The New Hampshire party is planning a series of forums and other events to showcase candidates as an alternative to debates, but she said it would not be the same as having the candidates face off on TV.

The official schedule created by Mrs. Wasserman Schultz sanctioned six debates, with the first one postponed until October. She also has threatened that any candidate or media outlet that participates in debates outside the official schedule will be banned from the remainder of the party sanctioned debates in 2016.

Under the DNC schedule, the first four debates will occur one per month in early-voting states: Nevada in October, Iowa in November, New Hampshire in December and South Carolina in January, followed by a debate in Miami and one in Wisconsin with dates in February or March to be announced later.

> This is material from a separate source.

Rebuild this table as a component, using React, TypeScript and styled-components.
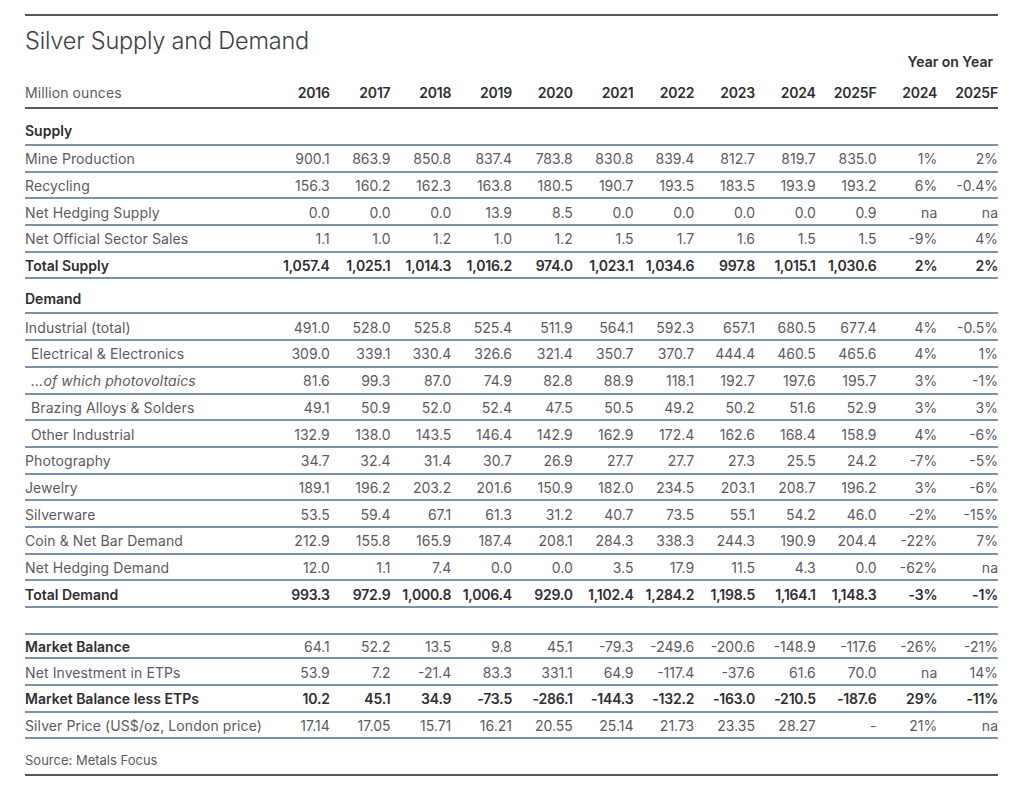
import styled, { createGlobalStyle, css } from "styled-components";

const GlobalStyle = createGlobalStyle`
    html, body {
        margin: 0;
        padding: 0;
        background: #ffffff;
    }
    body {
        font-family: Inter, "Noto Sans", "Liberation Sans", sans-serif;
        color: #5a5b60;
    }
`;

const RULE_BLUE = "#7893ad";
const RULE_DARK = "#56575c";
const TEXT = "#5a5b60";
const STRONG = "#2d2e33";

const Sheet = styled.div`
    width: 973px;
    margin-left: 25px;
    padding-top: 14px;
`;

const TopRule = styled.div`
    border-top: 2px solid ${RULE_DARK};
`;

const Title = styled.h1`
    margin: 13px 0 0;
    font-size: 23.5px;
    line-height: 24px;
    font-weight: 300;
    color: #3e3f44;
    letter-spacing: -0.2px;
`;

const Grid = styled.div`
    display: grid;
    grid-template-columns: 244px repeat(12, 1fr);
    align-items: center;
`;

const YoYRow = styled(Grid)`
    height: 15px;
`;

const YoYLabel = styled.div`
    grid-column: 12 / span 2;
    text-align: right;
    padding-right: 5px;
    font-size: 14px;
    font-weight: 600;
    color: ${STRONG};
`;

const HeaderRow = styled(Grid)`
    height: 41px;
    box-sizing: border-box;
    align-items: end;
    padding-bottom: 6px;
    border-bottom: 2px solid ${RULE_DARK};
`;

const SectionRow = styled(Grid)<{ $tall?: boolean }>`
    height: ${p => (p.$tall ? "37px" : "35px")};
    box-sizing: border-box;
    align-items: end;
    padding-bottom: 5px;
    border-bottom: 2px solid ${RULE_BLUE};
`;

const Row = styled(Grid)<{ $top?: boolean }>`
    height: 26.7px;
    box-sizing: border-box;
    padding-top: 2px;
    border-bottom: 2px solid ${RULE_BLUE};
    ${p => p.$top && css`border-top: 2px solid ${RULE_BLUE};`}
`;

const Spacer = styled.div`
    height: 24.7px;
`;

const Label = styled.div<{ $bold?: boolean; $indent?: boolean; $italic?: boolean }>`
    font-size: 14px;
    line-height: 16px;
    white-space: nowrap;
    color: ${p => (p.$bold ? STRONG : TEXT)};
    font-weight: ${p => (p.$bold ? 600 : 400)};
    font-style: ${p => (p.$italic ? "italic" : "normal")};
    padding-left: ${p => (p.$indent ? "6px" : "0")};
    letter-spacing: ${p => (p.$bold ? "0" : "0.1px")};
`;

const Cell = styled.div<{ $bold?: boolean }>`
    font-size: 14px;
    line-height: 16px;
    text-align: right;
    white-space: nowrap;
    color: ${p => (p.$bold ? STRONG : TEXT)};
    font-weight: ${p => (p.$bold ? 600 : 400)};
    letter-spacing: ${p => (p.$bold ? "-0.2px" : "0")};
`;

const SourceRow = styled.div`
    height: 37px;
    box-sizing: border-box;
    display: flex;
    align-items: center;
    padding-top: 6px;
    font-size: 13px;
    color: ${TEXT};
    border-bottom: 2px solid ${RULE_DARK};
`;

type Line = {
    label: string;
    values: string[];
    bold?: boolean;
    boldLabel?: boolean;
    indent?: boolean;
    italic?: boolean;
    top?: boolean;
};

const years = ["2016", "2017", "2018", "2019", "2020", "2021", "2022", "2023", "2024", "2025F", "2024", "2025F"];

const supply: Line[] = [
    { label: "Mine Production", values: ["900.1", "863.9", "850.8", "837.4", "783.8", "830.8", "839.4", "812.7", "819.7", "835.0", "1%", "2%"] },
    { label: "Recycling", values: ["156.3", "160.2", "162.3", "163.8", "180.5", "190.7", "193.5", "183.5", "193.9", "193.2", "6%", "-0.4%"] },
    { label: "Net Hedging Supply", values: ["0.0", "0.0", "0.0", "13.9", "8.5", "0.0", "0.0", "0.0", "0.0", "0.9", "na", "na"] },
    { label: "Net Official Sector Sales", values: ["1.1", "1.0", "1.2", "1.0", "1.2", "1.5", "1.7", "1.6", "1.5", "1.5", "-9%", "4%"] },
    { label: "Total Supply", bold: true, values: ["1,057.4", "1,025.1", "1,014.3", "1,016.2", "974.0", "1,023.1", "1,034.6", "997.8", "1,015.1", "1,030.6", "2%", "2%"] },
];

const demand: Line[] = [
    { label: "Industrial (total)", values: ["491.0", "528.0", "525.8", "525.4", "511.9", "564.1", "592.3", "657.1", "680.5", "677.4", "4%", "-0.5%"] },
    { label: "Electrical & Electronics", indent: true, values: ["309.0", "339.1", "330.4", "326.6", "321.4", "350.7", "370.7", "444.4", "460.5", "465.6", "4%", "1%"] },
    { label: "...of which photovoltaics", indent: true, italic: true, values: ["81.6", "99.3", "87.0", "74.9", "82.8", "88.9", "118.1", "192.7", "197.6", "195.7", "3%", "-1%"] },
    { label: "Brazing Alloys & Solders", indent: true, values: ["49.1", "50.9", "52.0", "52.4", "47.5", "50.5", "49.2", "50.2", "51.6", "52.9", "3%", "3%"] },
    { label: "Other Industrial", indent: true, values: ["132.9", "138.0", "143.5", "146.4", "142.9", "162.9", "172.4", "162.6", "168.4", "158.9", "4%", "-6%"] },
    { label: "Photography", values: ["34.7", "32.4", "31.4", "30.7", "26.9", "27.7", "27.7", "27.3", "25.5", "24.2", "-7%", "-5%"] },
    { label: "Jewelry", values: ["189.1", "196.2", "203.2", "201.6", "150.9", "182.0", "234.5", "203.1", "208.7", "196.2", "3%", "-6%"] },
    { label: "Silverware", values: ["53.5", "59.4", "67.1", "61.3", "31.2", "40.7", "73.5", "55.1", "54.2", "46.0", "-2%", "-15%"] },
    { label: "Coin & Net Bar Demand", values: ["212.9", "155.8", "165.9", "187.4", "208.1", "284.3", "338.3", "244.3", "190.9", "204.4", "-22%", "7%"] },
    { label: "Net Hedging Demand", values: ["12.0", "1.1", "7.4", "0.0", "0.0", "3.5", "17.9", "11.5", "4.3", "0.0", "-62%", "na"] },
    { label: "Total Demand", bold: true, values: ["993.3", "972.9", "1,000.8", "1,006.4", "929.0", "1,102.4", "1,284.2", "1,198.5", "1,164.1", "1,148.3", "-3%", "-1%"] },
];

const balance: Line[] = [
    { label: "Market Balance", boldLabel: true, top: true, values: ["64.1", "52.2", "13.5", "9.8", "45.1", "-79.3", "-249.6", "-200.6", "-148.9", "-117.6", "-26%", "-21%"] },
    { label: "Net Investment in ETPs", values: ["53.9", "7.2", "-21.4", "83.3", "331.1", "64.9", "-117.4", "-37.6", "61.6", "70.0", "na", "14%"] },
    { label: "Market Balance less ETPs", bold: true, values: ["10.2", "45.1", "34.9", "-73.5", "-286.1", "-144.3", "-132.2", "-163.0", "-210.5", "-187.6", "29%", "-11%"] },
    { label: "Silver Price (US$/oz, London price)", values: ["17.14", "17.05", "15.71", "16.21", "20.55", "25.14", "21.73", "23.35", "28.27", "-", "21%", "na"] },
];

const DataRow = ({ line }: { line: Line }) => (
    <Row $top={line.top}>
        <Label $bold={line.bold || line.boldLabel} $indent={line.indent} $italic={line.italic}>
            {line.label}
        </Label>
        {line.values.map((v, i) => (
            <Cell key={i} $bold={line.bold}>{v}</Cell>
        ))}
    </Row>
);

export default function App() {
    return (
        <>
            <GlobalStyle />
            <Sheet>
                <TopRule />
                <Title>Silver Supply and Demand</Title>
                <YoYRow>
                    <YoYLabel>Year on Year</YoYLabel>
                </YoYRow>
                <HeaderRow>
                    <Label>Million ounces</Label>
                    {years.map((y, i) => (
                        <Cell key={i} $bold>{y}</Cell>
                    ))}
                </HeaderRow>

                <SectionRow $tall>
                    <Label $bold>Supply</Label>
                </SectionRow>
                {supply.map(line => (
                    <DataRow line={line} key={line.label} />
                ))}

                <SectionRow>
                    <Label $bold>Demand</Label>
                </SectionRow>
                {demand.map(line => (
                    <DataRow line={line} key={line.label} />
                ))}

                <Spacer />
                {balance.map(line => (
                    <DataRow line={line} key={line.label} />
                ))}

                <SourceRow>Source: Metals Focus</SourceRow>
            </Sheet>
        </>
    );
}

The feud within the DNC over the debates spilled into the open at the convention Friday, when presidential candidate and former Maryland Gov. Martin O’Malley used his speech to the convention to publicly rebuke Mrs. Wasserman Schultz’s actions.

Mr. O’Malley said that DNC leaders had not only silenced debate among Democratic candidates but silenced the party’s ability to respond to Republican presidential candidates, whose recent TV debate reached more than 20 million Americans.

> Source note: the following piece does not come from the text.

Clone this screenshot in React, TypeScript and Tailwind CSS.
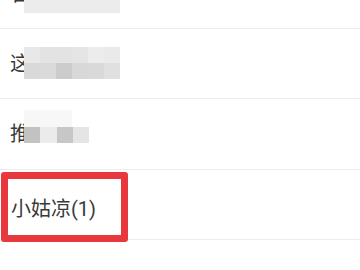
import React from "react";

const font = { fontFamily: 'Roboto, "Noto Sans CJK SC", sans-serif' };

export default function App() {
  return (
    <div className="w-[360px] h-[270px] overflow-hidden bg-white" style={font}>
      <div className="mt-[-41px] flex flex-col">
        {/* Row 1 */}
        <div className="relative h-[70px] border-b border-[#ececec] flex items-center pl-[11px]">
          <span className="text-[20px] leading-none text-[#3a3a3a]">百</span>
          <div className="absolute left-[24px] top-[22px] w-[96px] h-[32px] bg-[#ececec]" />
        </div>
        {/* Row 2 */}
        <div className="relative h-[70px] border-b border-[#ececec] flex items-center pl-[10px]">
          <span className="text-[20px] leading-none text-[#3a3a3a]">这</span>
          <div className="absolute left-[24px] top-[18px] grid grid-cols-[repeat(6,16px)] grid-rows-[repeat(2,16px)]">
            <div className="bg-[#e8e8e8]" />
            <div className="bg-[#e3e3e3]" />
            <div className="bg-[#e3e3e3]" />
            <div className="bg-[#e5e5e5]" />
            <div className="bg-[#ececec]" />
            <div className="bg-[#eaeaea]" />
            <div className="bg-[#d9d9d9]" />
            <div className="bg-[#dadada]" />
            <div className="bg-[#cccccc]" />
            <div className="bg-[#d8d8d8]" />
            <div className="bg-[#d9d9d9]" />
            <div className="bg-[#e0e0e0]" />
          </div>
        </div>
        {/* Row 3 */}
        <div className="relative h-[71px] border-b border-[#ececec] flex items-center pl-[10px]">
          <span className="text-[20px] leading-none text-[#3a3a3a]">推</span>
          <div className="absolute left-[24px] top-[11px] w-[48px] h-[17px] bg-[#f7f7f7]" />
          <div className="absolute left-[24px] top-[28px] flex h-[16px]">
            <div className="w-[16px] bg-[#c2c2c2]" />
            <div className="w-[17px] bg-[#ebebeb]" />
            <div className="w-[16px] bg-[#c7c7c7]" />
            <div className="w-[16px] bg-[#e5e5e5]" />
          </div>
        </div>
        {/* Row 4 */}
        <div className="relative h-[70px] border-b border-[#ececec] flex items-center pl-[11px] pt-[8px]">
          <span className="text-[20px] leading-none text-[#3a3a3a]">小姑凉(1)</span>
          <div className="absolute left-[1px] top-[2px] w-[127px] h-[70px] border-[7px] border-[#e8383d] rounded-[3px]" />
        </div>
        <div className="h-[70px]" />
      </div>
    </div>
  );
}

“They malign our president’s record of achievement, they denigrate women, and immigrant families. They doubled down on trickle down, and they tell their false stories,” he said. “And, we respond — with crickets, tumbleweeds, a cynical move to delay and limit our own party debates.”

Mr. O’Malley’s criticism of his party officials was greeted with applause and cheers from the crowd of state party chairs in the ballroom of the Hilton Minneapolis.

“Four debates. Four debates?” Mr. O’Malley asked with incredulity. “This is totally unprecedented in our party history. This sort of rigged process this has never been attempted before.”

He continued: “Who’s decree is this exactly? Where did it come from? To what end? For what purpose? What national or party interest does this decree serve?

Sen. Bernard Sanders, Vermont independent and Mrs. Clinton’s chief current rival for the Democratic presidential nomination, said Sunday that Mrs. Wasserman Schultz’s decision was “dead wrong.”

“I think that that is dead wrong and I have let the leadership of the Democrats know that,” he said on CNN’s “State of the Union.” “I think this country benefits, all people benefits, democracy benefits when we have debates and I want to see more of them.”

In Minneapolis, as the DNC meeting was about to adjourn Friday, a state party official interrupted the proceeding to offer a motion that the DNC members vote on increasing the number of debates.

Cecil Benjamin, state chair of the Democratic Party of the U.S. Virgin Islands, offered a motion, igniting a burst of cheers and applause from the ballroom.

His attempt to put the chair’s debate edict to a vote was quickly derailed by a ruling by Mrs. Wasserman Schultz that his motion was out of order.